Volcanic Lightning: Update on New Global Observations and Constraints on Source Mechanisms

Thursday, 18 December 2014
Stephen R McNutt, Univ South Florida, Tampa, FL, United States, Edward Venzke, Smithsonian Inst-Mineral Scies, Washington, DC, United States and Earle R Williams, Massachusetts Institute of Technology, Cambridge, MA, United States
New data on volcanic lightning from the Smithsonian Volcano Reference File are added to an existing database and greatly expand the number of cases available for study. Lightning has now been documented at 154 volcanoes in association with over 400 eruptions, a significant increase from the earlier numbers of 89 volcanoes and 240 eruptions. Lightning and electrification at volcanoes are important because they represent a hazard in their own right, they are a component of the global electrical circuit, and because they contribute to ash particle aggregation and modification within ash plumes. The role of water substance (water in all forms) in particular has not been well studied. The Volcanic Explosivity Index (VEI) was determined for 177 eruptions. Eight percent of VEI=3-5 eruptions have reported lightning, and 10 percent of VEI=6, but less than 2 percent of those with VEI=1-2, suggesting consistent reporting for larger eruptions but either less lightning or under-reporting for small eruptions. Ash plume heights (142 observations) show a bimodal distribution with peaks at 7-12 km and 1-4 km. The former are similar to heights of typical thunderstorms and suggest involvement of water substance, whereas the latter suggest other factors contributing to electrical behavior near the vent.

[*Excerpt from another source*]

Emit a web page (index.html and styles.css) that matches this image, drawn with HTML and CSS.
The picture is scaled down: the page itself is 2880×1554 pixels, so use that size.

The distributions of the latitudes of volcanoes with lightning and eruptions with lightning roughly mimic the distribution of all volcanoes; flat with latitude. Meteorological lightning, on the other hand, is common in the tropics and decreases markedly with increasing latitude as the ability of the atmosphere to hold water decreases poleward. This finding supports the idea that if lightning in large eruptions depends on water substance, then the origin of the water is primarily magma and not entrainment from the surrounding atmosphere.